— Я бы с большим удовольствием спалил тут всё дотла.
Данте согласно кивнул. С большим удовольствием он бы только очнулся где-нибудь достаточно далеко от всех этих мест с их богами в придачу.
— Но как скажешь, мэтр, — иронично шаркнул сапогом Йоль.
— Пошли отсюда. Я достаточно... увидел.
Йоль заглянул в лицо Данте и молча подставил плечо для опоры. Оставалось только благодарно кивнуть — может, здоровяк и был тем ещё любителем поболтать, но он был хорошим малым. И он понимал, кажется, каково приходится... таким, как Данте.
Голова сама опустилась на грудь. В висках звенели тонкие медные колокольчики.
— Трупы... сжечь. А кости — в лес. Местные... не должны узнать.
— Как скажешь, Дани.
Первыми отказали ноги. Вскоре любые попытки переставлять их свелись к бессмысленному взбрыкиванию, лишь только затруднявшему жизнь Йолю. Потом — руки, и Данте впал в оцепенение. Лестница всё не кончалась, и в мучительное время до полной потери сознания Данте чудилось, будто над их головами, под ногами, вокруг их плеч копошатся, тянут свои тяжелые мускулистые тела змеи.
Наконец-то уснул!
Йоль ещё раз настороженно выглянул из-за двери. Дани лежал на лавке прямо, как в гробу — вытянув руки-ноги, запрокинув на свернутый плащ голову так, что шея казалась неестественно длинной. Белые губы были плотно сомкнуты, на бескровном лице застыло сосредоточенное выражение, но Данте спал. Рядом с лавкой Йоль оставил на всякий случай ведро — вдруг его опять вывернет.
Да, кстати, рубашку бы сменить надо. Определенно. Завтрак главного члена их маленького отряда, оставленный на груди Йоля, был сомнительным украшением для его мужской красоты.
Переодевшись, мужчина прикрыл двери дома, хозяин которого на время постоя церковников съехал к сестре, и поспешил в таверну. Тихо было здесь. Это была старая таверна, уже давно пережившая свои лучшие годы. Её строили в те дни, когда Эмнод ещё кишел народом — сюда часто заходили солдаты во время борьбы за смежную с западной Сугерией территорию, затем голодные путники на пути к золотым приискам, а вместе с ними оравы рабочих. Всё здесь было старое, дряхлое, потемневшее от времени. Мерзкая выпивка, невкусная, холодная и жирная еда, а также многочисленные пауки, оккупировавшие пивной зал и чувствующие себя здесь уютнее нечастых посетителей.

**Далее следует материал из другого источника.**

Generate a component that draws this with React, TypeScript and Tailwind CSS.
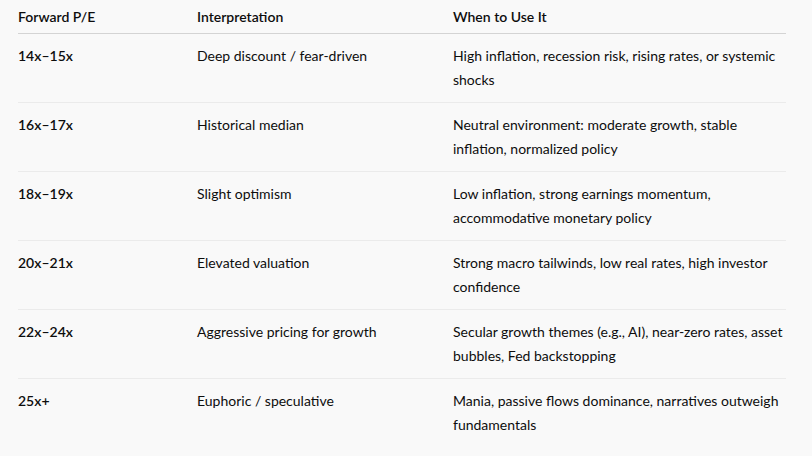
const rows = [
  {
    pe: '14x–15x',
    meaning: 'Deep discount / fear-driven',
    when: 'High inflation, recession risk, rising rates, or systemic shocks',
  },
  {
    pe: '16x–17x',
    meaning: 'Historical median',
    when: 'Neutral environment: moderate growth, stable inflation, normalized policy',
  },
  {
    pe: '18x–19x',
    meaning: 'Slight optimism',
    when: 'Low inflation, strong earnings momentum, accommodative monetary policy',
  },
  {
    pe: '20x–21x',
    meaning: 'Elevated valuation',
    when: 'Strong macro tailwinds, low real rates, high investor confidence',
  },
  {
    pe: '22x–24x',
    meaning: 'Aggressive pricing for growth',
    when: 'Secular growth themes (e.g., AI), near-zero rates, asset bubbles, Fed backstopping',
  },
  {
    pe: '25x+',
    meaning: 'Euphoric / speculative',
    when: 'Mania, passive flows dominance, narratives outweigh fundamentals',
  },
]

export default function App() {
  return (
    <div className="min-h-[456px] w-[812px] bg-[#f9f9f9] pl-[18px] text-[14px] leading-6 text-[#0d0d0d] [font-family:Lato,'Liberation_Sans',sans-serif]">
      <table className="w-[768px] table-fixed border-collapse">
        <colgroup>
          <col className="w-[179px]" />
          <col className="w-[256px]" />
          <col className="w-[333px]" />
        </colgroup>
        <thead>
          <tr className="border-b border-[#d4d4d4]">
            <th className="pt-[5px] pb-[4px] text-left font-semibold">Forward P/E</th>
            <th className="pt-[5px] pb-[4px] text-left font-semibold">Interpretation</th>
            <th className="pt-[5px] pb-[4px] text-left font-semibold">When to Use It</th>
          </tr>
        </thead>
        <tbody>
          {rows.map((r, i) => (
            <tr key={r.pe} className={i < rows.length - 1 ? 'border-b border-[#ebebeb]' : ''}>
              <td className="py-[10px] align-top font-semibold">{r.pe}</td>
              <td className="py-[10px] align-top">{r.meaning}</td>
              <td className="py-[10px] align-top">{r.when}</td>
            </tr>
          ))}
        </tbody>
      </table>
    </div>
  )
}
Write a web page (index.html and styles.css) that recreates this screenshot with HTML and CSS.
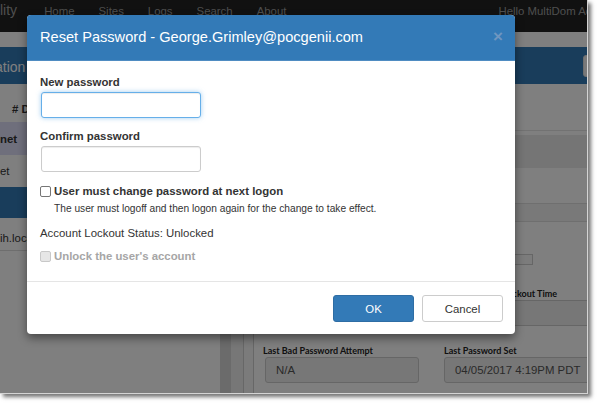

Тихо и пусто — разбросанные по углам, как кости на игральной доске, сидели несколько завсегдатаев, опохмеляясь, да сам хозяин, стоя за столом, беседовал с ухмыляющейся черноволосой женщиной, тощей и уже начавшей седеть. Перекинувшись с трактирщиком парой слов, без особого интереса Йоль отвел от неё глаза, заметив знакомую фигуру. Сухие плечи, жилистые руки, рыжие волосы собраны в тугую косу, губы поджаты, брови сведены — то был Аларик, брат-близнец Йоля. Он подняла глаза — зелёные, как у брата, но с темной крапинкой рядом с левым зрачком. В юношестве Аларик переболел оспой, и лицо у него было испещрено следами перенесенной болезни.
— Уснул?
— Уснул, — кивнул Йоль, — Правда, побуянил до этого. А здесь как? Всё в порядке?
Ал сердито глянул на брата.
— В порядке? В нашей телеге какие-то проклятые вещички какой-то южной дряни. Данте рассказал тебе, что произошло там, внизу?
«Рассказом» это было тяжело назвать. Их Дани бредил.
— Двое мальчишек пробрались в склеп. Кажется, выполнили какой-то ритуал... Подняли не того колдуна, и он сожрал их.
Аларик передернул плечами.
— Этого не хватало. Тебе не кажется, что это все какие-то детские сказки? Байки деревенщин? Мол, домовые, русалки, ходячие мертвецы?
— То, что раньше этого не было — не значит, что этого не существует, — важничая, поднял палец Йоль, — Вспомни историю Святого Малакия и его борьбу против порождений Марвида. Если это было, то почему бы этому не повториться?